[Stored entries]
-- start --

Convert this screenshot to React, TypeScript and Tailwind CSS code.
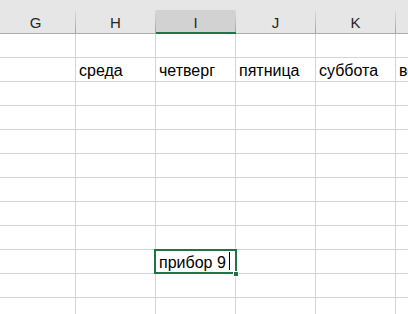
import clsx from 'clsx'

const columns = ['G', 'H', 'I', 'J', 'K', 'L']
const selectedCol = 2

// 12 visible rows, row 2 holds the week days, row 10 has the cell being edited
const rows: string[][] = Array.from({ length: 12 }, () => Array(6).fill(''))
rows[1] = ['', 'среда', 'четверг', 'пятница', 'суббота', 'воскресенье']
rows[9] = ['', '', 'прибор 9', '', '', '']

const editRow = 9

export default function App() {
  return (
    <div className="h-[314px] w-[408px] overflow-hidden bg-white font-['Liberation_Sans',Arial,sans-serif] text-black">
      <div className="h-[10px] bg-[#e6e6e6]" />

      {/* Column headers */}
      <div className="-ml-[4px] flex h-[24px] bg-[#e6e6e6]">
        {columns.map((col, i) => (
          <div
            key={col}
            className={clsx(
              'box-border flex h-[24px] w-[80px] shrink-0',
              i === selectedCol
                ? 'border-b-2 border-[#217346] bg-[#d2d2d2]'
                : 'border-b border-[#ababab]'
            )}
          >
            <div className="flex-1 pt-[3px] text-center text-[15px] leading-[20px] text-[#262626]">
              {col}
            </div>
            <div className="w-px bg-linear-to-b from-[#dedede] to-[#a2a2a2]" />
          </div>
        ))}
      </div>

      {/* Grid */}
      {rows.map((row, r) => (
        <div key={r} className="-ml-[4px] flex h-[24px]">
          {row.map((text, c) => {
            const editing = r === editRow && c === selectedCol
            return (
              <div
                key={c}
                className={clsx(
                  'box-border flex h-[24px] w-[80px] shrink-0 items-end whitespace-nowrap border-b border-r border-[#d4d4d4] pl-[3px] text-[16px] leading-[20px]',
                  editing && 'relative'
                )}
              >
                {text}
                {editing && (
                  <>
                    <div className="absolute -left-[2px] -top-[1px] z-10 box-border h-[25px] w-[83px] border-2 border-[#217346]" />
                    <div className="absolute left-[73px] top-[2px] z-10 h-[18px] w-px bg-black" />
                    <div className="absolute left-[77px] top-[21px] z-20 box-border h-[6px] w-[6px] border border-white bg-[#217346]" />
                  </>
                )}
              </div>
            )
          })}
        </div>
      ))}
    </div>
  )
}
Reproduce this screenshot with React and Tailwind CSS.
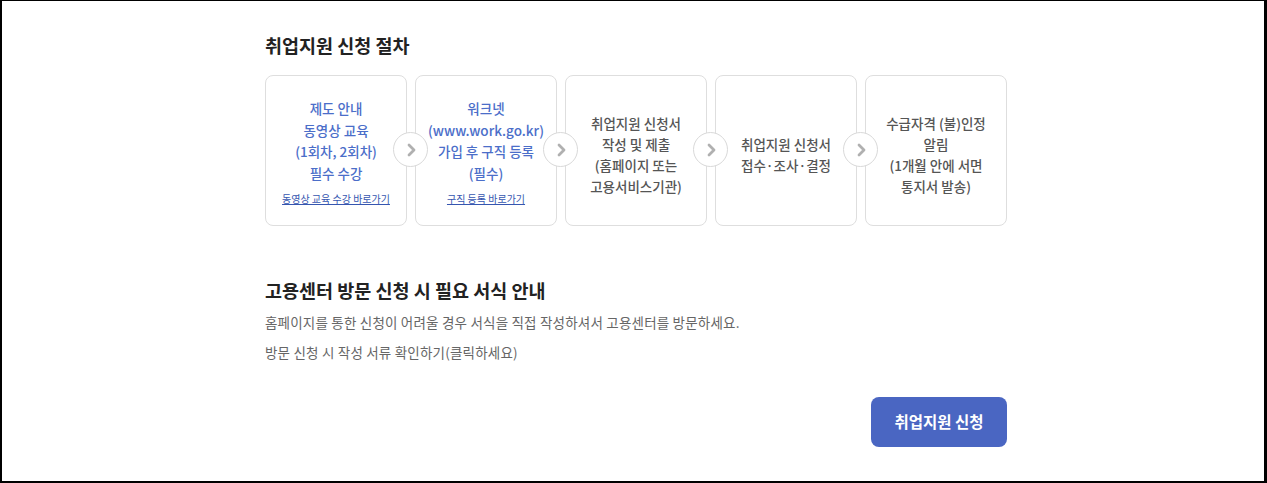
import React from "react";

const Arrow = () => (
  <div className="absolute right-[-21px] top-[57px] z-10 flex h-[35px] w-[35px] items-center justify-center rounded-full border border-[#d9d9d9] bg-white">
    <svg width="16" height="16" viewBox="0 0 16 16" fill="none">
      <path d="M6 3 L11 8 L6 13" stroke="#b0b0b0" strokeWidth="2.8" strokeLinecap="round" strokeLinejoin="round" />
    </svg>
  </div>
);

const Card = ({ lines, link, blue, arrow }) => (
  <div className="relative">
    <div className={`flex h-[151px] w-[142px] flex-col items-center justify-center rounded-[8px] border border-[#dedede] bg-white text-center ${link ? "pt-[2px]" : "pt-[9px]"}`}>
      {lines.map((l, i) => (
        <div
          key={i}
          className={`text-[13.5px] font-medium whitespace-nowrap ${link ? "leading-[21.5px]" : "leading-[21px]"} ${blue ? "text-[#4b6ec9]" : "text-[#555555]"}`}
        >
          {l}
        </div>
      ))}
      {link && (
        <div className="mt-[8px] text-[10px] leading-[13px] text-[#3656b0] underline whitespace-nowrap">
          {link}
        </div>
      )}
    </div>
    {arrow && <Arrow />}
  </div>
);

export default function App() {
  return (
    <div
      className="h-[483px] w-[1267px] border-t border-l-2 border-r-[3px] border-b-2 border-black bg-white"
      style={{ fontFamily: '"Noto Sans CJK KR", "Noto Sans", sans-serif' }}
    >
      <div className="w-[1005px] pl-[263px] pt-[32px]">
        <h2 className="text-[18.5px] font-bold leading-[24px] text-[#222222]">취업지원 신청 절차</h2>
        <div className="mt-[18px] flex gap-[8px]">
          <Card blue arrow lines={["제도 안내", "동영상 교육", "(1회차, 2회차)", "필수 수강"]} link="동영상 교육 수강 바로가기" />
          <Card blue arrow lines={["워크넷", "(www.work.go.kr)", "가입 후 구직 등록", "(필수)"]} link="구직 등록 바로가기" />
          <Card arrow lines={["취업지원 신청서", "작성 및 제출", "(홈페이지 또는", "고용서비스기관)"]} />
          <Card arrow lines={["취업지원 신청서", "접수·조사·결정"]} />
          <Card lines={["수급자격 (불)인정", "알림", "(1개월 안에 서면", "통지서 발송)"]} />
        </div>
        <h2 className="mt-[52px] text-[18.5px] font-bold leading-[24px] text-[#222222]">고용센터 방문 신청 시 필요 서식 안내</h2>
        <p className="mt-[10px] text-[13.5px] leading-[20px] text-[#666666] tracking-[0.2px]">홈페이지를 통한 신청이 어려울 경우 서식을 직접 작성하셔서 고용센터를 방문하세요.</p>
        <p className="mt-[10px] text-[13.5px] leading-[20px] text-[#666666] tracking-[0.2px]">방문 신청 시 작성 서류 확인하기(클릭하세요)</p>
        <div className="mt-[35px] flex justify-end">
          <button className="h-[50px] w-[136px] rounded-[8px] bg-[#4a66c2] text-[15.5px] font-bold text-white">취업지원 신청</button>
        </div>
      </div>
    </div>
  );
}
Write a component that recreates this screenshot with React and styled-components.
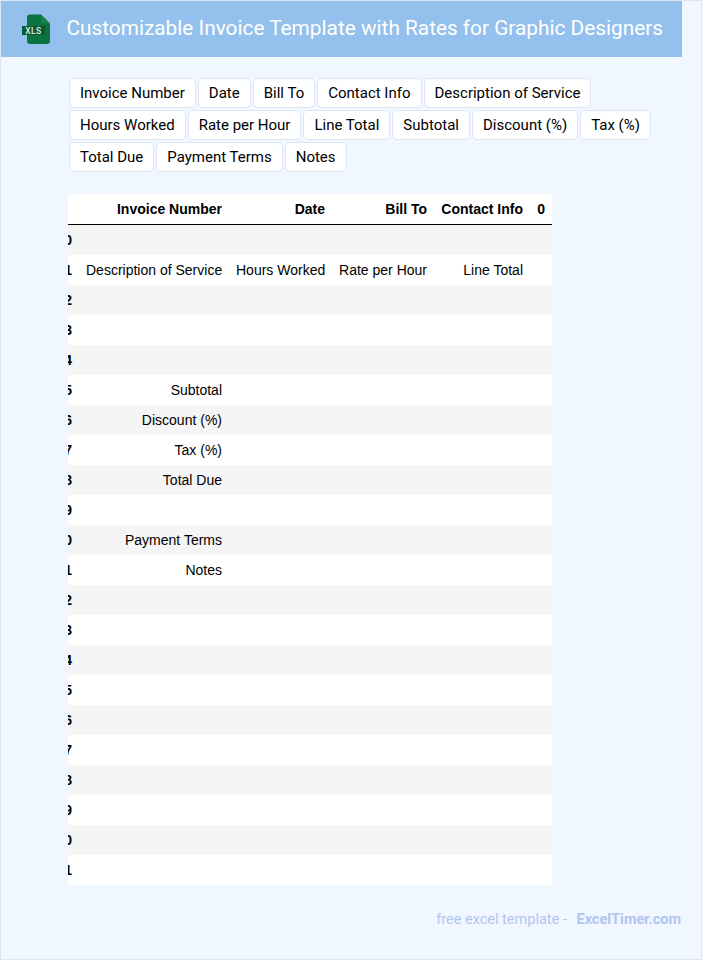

-- end --

OBJECTIVE:
Omit every picture, and otherwise quote the entries exactly.

WRITTEN ANSWER:
Convert this screenshot to React, TypeScript and Tailwind CSS code.
import clsx from 'clsx'

const columns = ['G', 'H', 'I', 'J', 'K', 'L']
const selectedCol = 2

// 12 visible rows, row 2 holds the week days, row 10 has the cell being edited
const rows: string[][] = Array.from({ length: 12 }, () => Array(6).fill(''))
rows[1] = ['', 'среда', 'четверг', 'пятница', 'суббота', 'воскресенье']
rows[9] = ['', '', 'прибор 9', '', '', '']

const editRow = 9

export default function App() {
  return (
    <div className="h-[314px] w-[408px] overflow-hidden bg-white font-['Liberation_Sans',Arial,sans-serif] text-black">
      <div className="h-[10px] bg-[#e6e6e6]" />

      {/* Column headers */}
      <div className="-ml-[4px] flex h-[24px] bg-[#e6e6e6]">
        {columns.map((col, i) => (
          <div
            key={col}
            className={clsx(
              'box-border flex h-[24px] w-[80px] shrink-0',
              i === selectedCol
                ? 'border-b-2 border-[#217346] bg-[#d2d2d2]'
                : 'border-b border-[#ababab]'
            )}
          >
            <div className="flex-1 pt-[3px] text-center text-[15px] leading-[20px] text-[#262626]">
              {col}
            </div>
            <div className="w-px bg-linear-to-b from-[#dedede] to-[#a2a2a2]" />
          </div>
        ))}
      </div>

      {/* Grid */}
      {rows.map((row, r) => (
        <div key={r} className="-ml-[4px] flex h-[24px]">
          {row.map((text, c) => {
            const editing = r === editRow && c === selectedCol
            return (
              <div
                key={c}
                className={clsx(
                  'box-border flex h-[24px] w-[80px] shrink-0 items-end whitespace-nowrap border-b border-r border-[#d4d4d4] pl-[3px] text-[16px] leading-[20px]',
                  editing && 'relative'
                )}
              >
                {text}
                {editing && (
                  <>
                    <div className="absolute -left-[2px] -top-[1px] z-10 box-border h-[25px] w-[83px] border-2 border-[#217346]" />
                    <div className="absolute left-[73px] top-[2px] z-10 h-[18px] w-px bg-black" />
                    <div className="absolute left-[77px] top-[21px] z-20 box-border h-[6px] w-[6px] border border-white bg-[#217346]" />
                  </>
                )}
              </div>
            )
          })}
        </div>
      ))}
    </div>
  )
}
Reproduce this screenshot with React and Tailwind CSS.
import React from "react";

const Arrow = () => (
  <div className="absolute right-[-21px] top-[57px] z-10 flex h-[35px] w-[35px] items-center justify-center rounded-full border border-[#d9d9d9] bg-white">
    <svg width="16" height="16" viewBox="0 0 16 16" fill="none">
      <path d="M6 3 L11 8 L6 13" stroke="#b0b0b0" strokeWidth="2.8" strokeLinecap="round" strokeLinejoin="round" />
    </svg>
  </div>
);

const Card = ({ lines, link, blue, arrow }) => (
  <div className="relative">
    <div className={`flex h-[151px] w-[142px] flex-col items-center justify-center rounded-[8px] border border-[#dedede] bg-white text-center ${link ? "pt-[2px]" : "pt-[9px]"}`}>
      {lines.map((l, i) => (
        <div
          key={i}
          className={`text-[13.5px] font-medium whitespace-nowrap ${link ? "leading-[21.5px]" : "leading-[21px]"} ${blue ? "text-[#4b6ec9]" : "text-[#555555]"}`}
        >
          {l}
        </div>
      ))}
      {link && (
        <div className="mt-[8px] text-[10px] leading-[13px] text-[#3656b0] underline whitespace-nowrap">
          {link}
        </div>
      )}
    </div>
    {arrow && <Arrow />}
  </div>
);

export default function App() {
  return (
    <div
      className="h-[483px] w-[1267px] border-t border-l-2 border-r-[3px] border-b-2 border-black bg-white"
      style={{ fontFamily: '"Noto Sans CJK KR", "Noto Sans", sans-serif' }}
    >
      <div className="w-[1005px] pl-[263px] pt-[32px]">
        <h2 className="text-[18.5px] font-bold leading-[24px] text-[#222222]">취업지원 신청 절차</h2>
        <div className="mt-[18px] flex gap-[8px]">
          <Card blue arrow lines={["제도 안내", "동영상 교육", "(1회차, 2회차)", "필수 수강"]} link="동영상 교육 수강 바로가기" />
          <Card blue arrow lines={["워크넷", "(www.work.go.kr)", "가입 후 구직 등록", "(필수)"]} link="구직 등록 바로가기" />
          <Card arrow lines={["취업지원 신청서", "작성 및 제출", "(홈페이지 또는", "고용서비스기관)"]} />
          <Card arrow lines={["취업지원 신청서", "접수·조사·결정"]} />
          <Card lines={["수급자격 (불)인정", "알림", "(1개월 안에 서면", "통지서 발송)"]} />
        </div>
        <h2 className="mt-[52px] text-[18.5px] font-bold leading-[24px] text-[#222222]">고용센터 방문 신청 시 필요 서식 안내</h2>
        <p className="mt-[10px] text-[13.5px] leading-[20px] text-[#666666] tracking-[0.2px]">홈페이지를 통한 신청이 어려울 경우 서식을 직접 작성하셔서 고용센터를 방문하세요.</p>
        <p className="mt-[10px] text-[13.5px] leading-[20px] text-[#666666] tracking-[0.2px]">방문 신청 시 작성 서류 확인하기(클릭하세요)</p>
        <div className="mt-[35px] flex justify-end">
          <button className="h-[50px] w-[136px] rounded-[8px] bg-[#4a66c2] text-[15.5px] font-bold text-white">취업지원 신청</button>
        </div>
      </div>
    </div>
  );
}
Write a component that recreates this screenshot with React and styled-components.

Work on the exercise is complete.